● **Set exercise**
Omit any picture, and return the remaining data exactly as written.

● **Data**
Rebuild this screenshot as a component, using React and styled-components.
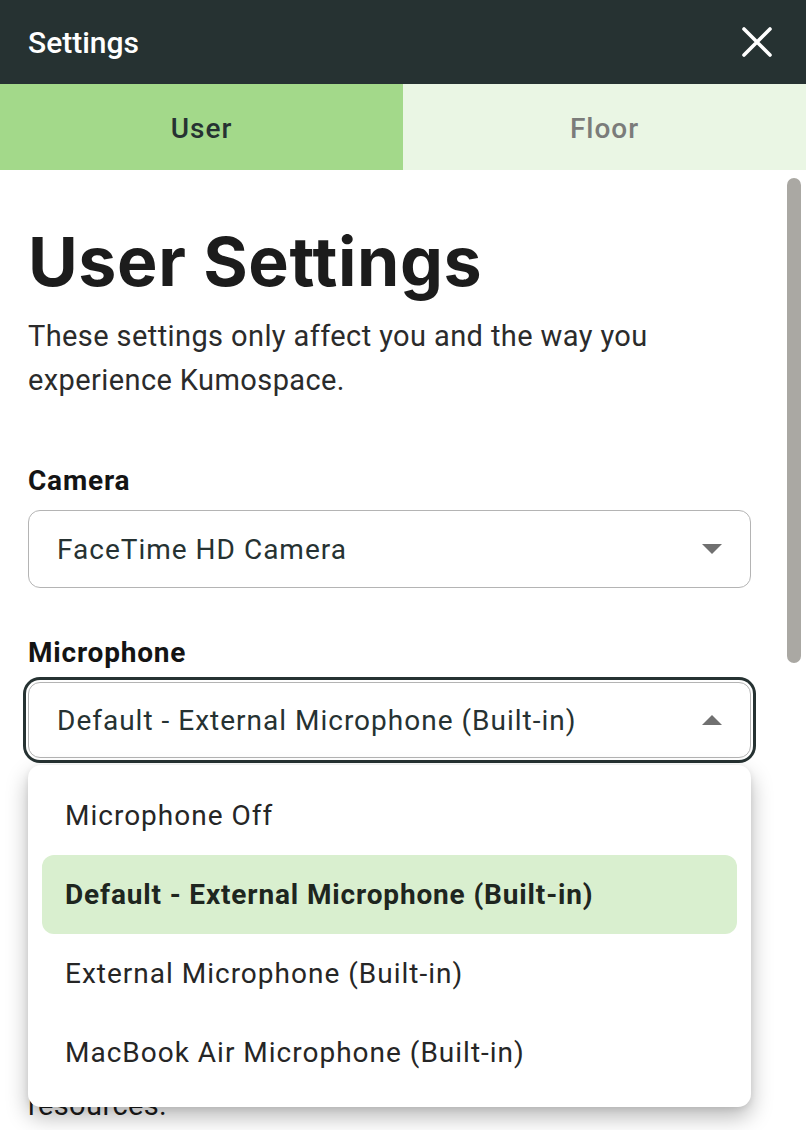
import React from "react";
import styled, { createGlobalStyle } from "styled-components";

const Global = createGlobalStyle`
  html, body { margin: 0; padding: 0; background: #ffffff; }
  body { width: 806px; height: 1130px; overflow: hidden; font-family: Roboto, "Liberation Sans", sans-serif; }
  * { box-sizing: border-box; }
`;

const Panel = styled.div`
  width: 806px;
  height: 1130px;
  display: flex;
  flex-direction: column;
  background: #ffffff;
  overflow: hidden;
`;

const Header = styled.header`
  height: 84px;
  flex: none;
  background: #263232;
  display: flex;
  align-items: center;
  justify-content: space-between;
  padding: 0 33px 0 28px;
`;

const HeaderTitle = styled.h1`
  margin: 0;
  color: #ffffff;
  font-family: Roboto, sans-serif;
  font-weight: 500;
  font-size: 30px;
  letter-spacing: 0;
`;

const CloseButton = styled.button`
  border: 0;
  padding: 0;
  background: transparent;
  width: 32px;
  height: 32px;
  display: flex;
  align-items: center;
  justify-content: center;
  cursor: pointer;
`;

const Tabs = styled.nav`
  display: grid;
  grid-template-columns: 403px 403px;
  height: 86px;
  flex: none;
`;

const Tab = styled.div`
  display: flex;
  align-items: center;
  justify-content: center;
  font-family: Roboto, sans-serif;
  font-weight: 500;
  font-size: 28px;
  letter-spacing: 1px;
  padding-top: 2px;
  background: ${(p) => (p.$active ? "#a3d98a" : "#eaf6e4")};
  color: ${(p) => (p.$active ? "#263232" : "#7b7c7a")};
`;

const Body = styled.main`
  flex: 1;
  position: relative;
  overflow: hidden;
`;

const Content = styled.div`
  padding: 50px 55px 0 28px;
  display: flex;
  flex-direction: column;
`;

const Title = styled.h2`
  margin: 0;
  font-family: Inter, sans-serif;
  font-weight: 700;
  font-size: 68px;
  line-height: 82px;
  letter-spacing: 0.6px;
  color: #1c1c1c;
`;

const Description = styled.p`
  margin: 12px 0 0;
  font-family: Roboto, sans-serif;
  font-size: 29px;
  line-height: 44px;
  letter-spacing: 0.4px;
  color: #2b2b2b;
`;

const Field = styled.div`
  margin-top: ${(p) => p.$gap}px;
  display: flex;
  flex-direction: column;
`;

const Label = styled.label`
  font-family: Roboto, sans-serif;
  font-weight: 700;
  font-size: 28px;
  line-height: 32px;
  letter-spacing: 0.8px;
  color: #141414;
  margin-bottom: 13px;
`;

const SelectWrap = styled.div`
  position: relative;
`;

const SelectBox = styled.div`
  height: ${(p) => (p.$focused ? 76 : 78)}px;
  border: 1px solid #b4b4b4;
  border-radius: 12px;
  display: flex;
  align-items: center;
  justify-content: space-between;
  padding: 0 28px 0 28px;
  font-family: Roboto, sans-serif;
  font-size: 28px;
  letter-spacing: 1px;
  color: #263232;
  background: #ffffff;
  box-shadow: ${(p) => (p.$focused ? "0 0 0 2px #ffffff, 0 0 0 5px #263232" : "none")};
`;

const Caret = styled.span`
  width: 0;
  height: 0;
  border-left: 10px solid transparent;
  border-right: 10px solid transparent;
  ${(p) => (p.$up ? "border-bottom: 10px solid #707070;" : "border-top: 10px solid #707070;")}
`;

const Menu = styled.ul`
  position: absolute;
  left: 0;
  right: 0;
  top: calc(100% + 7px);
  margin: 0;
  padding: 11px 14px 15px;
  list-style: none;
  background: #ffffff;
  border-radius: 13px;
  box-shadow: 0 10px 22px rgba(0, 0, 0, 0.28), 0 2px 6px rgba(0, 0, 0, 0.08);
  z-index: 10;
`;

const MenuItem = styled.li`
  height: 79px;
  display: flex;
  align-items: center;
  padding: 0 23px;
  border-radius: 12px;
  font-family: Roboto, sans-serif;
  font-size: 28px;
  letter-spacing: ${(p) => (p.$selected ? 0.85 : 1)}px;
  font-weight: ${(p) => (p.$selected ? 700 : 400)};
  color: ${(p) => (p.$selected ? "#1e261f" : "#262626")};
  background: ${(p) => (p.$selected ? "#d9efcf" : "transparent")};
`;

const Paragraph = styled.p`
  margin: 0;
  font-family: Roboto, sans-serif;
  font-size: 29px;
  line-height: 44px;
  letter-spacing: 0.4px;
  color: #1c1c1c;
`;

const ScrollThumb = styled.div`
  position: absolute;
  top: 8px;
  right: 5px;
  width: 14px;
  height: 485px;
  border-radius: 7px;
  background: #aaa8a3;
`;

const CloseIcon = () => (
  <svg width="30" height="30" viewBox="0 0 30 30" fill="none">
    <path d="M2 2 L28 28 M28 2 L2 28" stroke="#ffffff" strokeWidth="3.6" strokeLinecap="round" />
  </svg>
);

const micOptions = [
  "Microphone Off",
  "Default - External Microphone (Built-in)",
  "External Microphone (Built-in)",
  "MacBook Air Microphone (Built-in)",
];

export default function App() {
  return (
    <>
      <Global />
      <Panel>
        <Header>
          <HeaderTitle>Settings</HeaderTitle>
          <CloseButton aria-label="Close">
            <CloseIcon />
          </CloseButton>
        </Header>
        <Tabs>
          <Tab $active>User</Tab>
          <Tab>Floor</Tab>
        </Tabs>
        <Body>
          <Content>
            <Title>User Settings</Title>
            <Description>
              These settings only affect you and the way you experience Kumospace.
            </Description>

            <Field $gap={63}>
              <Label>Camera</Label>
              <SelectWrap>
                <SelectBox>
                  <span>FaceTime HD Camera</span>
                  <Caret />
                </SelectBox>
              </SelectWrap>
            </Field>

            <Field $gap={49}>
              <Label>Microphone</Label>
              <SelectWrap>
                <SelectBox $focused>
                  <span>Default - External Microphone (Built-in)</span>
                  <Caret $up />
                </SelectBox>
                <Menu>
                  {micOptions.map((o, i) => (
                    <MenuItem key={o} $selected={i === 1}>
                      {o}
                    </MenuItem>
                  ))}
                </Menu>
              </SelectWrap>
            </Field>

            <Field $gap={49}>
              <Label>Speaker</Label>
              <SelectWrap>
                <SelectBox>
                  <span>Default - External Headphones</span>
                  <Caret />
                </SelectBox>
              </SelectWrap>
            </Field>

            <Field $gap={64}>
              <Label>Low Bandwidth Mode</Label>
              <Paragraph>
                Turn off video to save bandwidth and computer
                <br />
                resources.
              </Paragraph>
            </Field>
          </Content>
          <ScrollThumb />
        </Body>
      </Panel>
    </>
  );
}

● **The completed task**
Rebuild this screenshot as a component, using React and styled-components.
import React from "react";
import styled, { createGlobalStyle } from "styled-components";

const Global = createGlobalStyle`
  html, body { margin: 0; padding: 0; background: #ffffff; }
  body { width: 806px; height: 1130px; overflow: hidden; font-family: Roboto, "Liberation Sans", sans-serif; }
  * { box-sizing: border-box; }
`;

const Panel = styled.div`
  width: 806px;
  height: 1130px;
  display: flex;
  flex-direction: column;
  background: #ffffff;
  overflow: hidden;
`;

const Header = styled.header`
  height: 84px;
  flex: none;
  background: #263232;
  display: flex;
  align-items: center;
  justify-content: space-between;
  padding: 0 33px 0 28px;
`;

const HeaderTitle = styled.h1`
  margin: 0;
  color: #ffffff;
  font-family: Roboto, sans-serif;
  font-weight: 500;
  font-size: 30px;
  letter-spacing: 0;
`;

const CloseButton = styled.button`
  border: 0;
  padding: 0;
  background: transparent;
  width: 32px;
  height: 32px;
  display: flex;
  align-items: center;
  justify-content: center;
  cursor: pointer;
`;

const Tabs = styled.nav`
  display: grid;
  grid-template-columns: 403px 403px;
  height: 86px;
  flex: none;
`;

const Tab = styled.div`
  display: flex;
  align-items: center;
  justify-content: center;
  font-family: Roboto, sans-serif;
  font-weight: 500;
  font-size: 28px;
  letter-spacing: 1px;
  padding-top: 2px;
  background: ${(p) => (p.$active ? "#a3d98a" : "#eaf6e4")};
  color: ${(p) => (p.$active ? "#263232" : "#7b7c7a")};
`;

const Body = styled.main`
  flex: 1;
  position: relative;
  overflow: hidden;
`;

const Content = styled.div`
  padding: 50px 55px 0 28px;
  display: flex;
  flex-direction: column;
`;

const Title = styled.h2`
  margin: 0;
  font-family: Inter, sans-serif;
  font-weight: 700;
  font-size: 68px;
  line-height: 82px;
  letter-spacing: 0.6px;
  color: #1c1c1c;
`;

const Description = styled.p`
  margin: 12px 0 0;
  font-family: Roboto, sans-serif;
  font-size: 29px;
  line-height: 44px;
  letter-spacing: 0.4px;
  color: #2b2b2b;
`;

const Field = styled.div`
  margin-top: ${(p) => p.$gap}px;
  display: flex;
  flex-direction: column;
`;

const Label = styled.label`
  font-family: Roboto, sans-serif;
  font-weight: 700;
  font-size: 28px;
  line-height: 32px;
  letter-spacing: 0.8px;
  color: #141414;
  margin-bottom: 13px;
`;

const SelectWrap = styled.div`
  position: relative;
`;

const SelectBox = styled.div`
  height: ${(p) => (p.$focused ? 76 : 78)}px;
  border: 1px solid #b4b4b4;
  border-radius: 12px;
  display: flex;
  align-items: center;
  justify-content: space-between;
  padding: 0 28px 0 28px;
  font-family: Roboto, sans-serif;
  font-size: 28px;
  letter-spacing: 1px;
  color: #263232;
  background: #ffffff;
  box-shadow: ${(p) => (p.$focused ? "0 0 0 2px #ffffff, 0 0 0 5px #263232" : "none")};
`;

const Caret = styled.span`
  width: 0;
  height: 0;
  border-left: 10px solid transparent;
  border-right: 10px solid transparent;
  ${(p) => (p.$up ? "border-bottom: 10px solid #707070;" : "border-top: 10px solid #707070;")}
`;

const Menu = styled.ul`
  position: absolute;
  left: 0;
  right: 0;
  top: calc(100% + 7px);
  margin: 0;
  padding: 11px 14px 15px;
  list-style: none;
  background: #ffffff;
  border-radius: 13px;
  box-shadow: 0 10px 22px rgba(0, 0, 0, 0.28), 0 2px 6px rgba(0, 0, 0, 0.08);
  z-index: 10;
`;

const MenuItem = styled.li`
  height: 79px;
  display: flex;
  align-items: center;
  padding: 0 23px;
  border-radius: 12px;
  font-family: Roboto, sans-serif;
  font-size: 28px;
  letter-spacing: ${(p) => (p.$selected ? 0.85 : 1)}px;
  font-weight: ${(p) => (p.$selected ? 700 : 400)};
  color: ${(p) => (p.$selected ? "#1e261f" : "#262626")};
  background: ${(p) => (p.$selected ? "#d9efcf" : "transparent")};
`;

const Paragraph = styled.p`
  margin: 0;
  font-family: Roboto, sans-serif;
  font-size: 29px;
  line-height: 44px;
  letter-spacing: 0.4px;
  color: #1c1c1c;
`;

const ScrollThumb = styled.div`
  position: absolute;
  top: 8px;
  right: 5px;
  width: 14px;
  height: 485px;
  border-radius: 7px;
  background: #aaa8a3;
`;

const CloseIcon = () => (
  <svg width="30" height="30" viewBox="0 0 30 30" fill="none">
    <path d="M2 2 L28 28 M28 2 L2 28" stroke="#ffffff" strokeWidth="3.6" strokeLinecap="round" />
  </svg>
);

const micOptions = [
  "Microphone Off",
  "Default - External Microphone (Built-in)",
  "External Microphone (Built-in)",
  "MacBook Air Microphone (Built-in)",
];

export default function App() {
  return (
    <>
      <Global />
      <Panel>
        <Header>
          <HeaderTitle>Settings</HeaderTitle>
          <CloseButton aria-label="Close">
            <CloseIcon />
          </CloseButton>
        </Header>
        <Tabs>
          <Tab $active>User</Tab>
          <Tab>Floor</Tab>
        </Tabs>
        <Body>
          <Content>
            <Title>User Settings</Title>
            <Description>
              These settings only affect you and the way you experience Kumospace.
            </Description>

            <Field $gap={63}>
              <Label>Camera</Label>
              <SelectWrap>
                <SelectBox>
                  <span>FaceTime HD Camera</span>
                  <Caret />
                </SelectBox>
              </SelectWrap>
            </Field>

            <Field $gap={49}>
              <Label>Microphone</Label>
              <SelectWrap>
                <SelectBox $focused>
                  <span>Default - External Microphone (Built-in)</span>
                  <Caret $up />
                </SelectBox>
                <Menu>
                  {micOptions.map((o, i) => (
                    <MenuItem key={o} $selected={i === 1}>
                      {o}
                    </MenuItem>
                  ))}
                </Menu>
              </SelectWrap>
            </Field>

            <Field $gap={49}>
              <Label>Speaker</Label>
              <SelectWrap>
                <SelectBox>
                  <span>Default - External Headphones</span>
                  <Caret />
                </SelectBox>
              </SelectWrap>
            </Field>

            <Field $gap={64}>
              <Label>Low Bandwidth Mode</Label>
              <Paragraph>
                Turn off video to save bandwidth and computer
                <br />
                resources.
              </Paragraph>
            </Field>
          </Content>
          <ScrollThumb />
        </Body>
      </Panel>
    </>
  );
}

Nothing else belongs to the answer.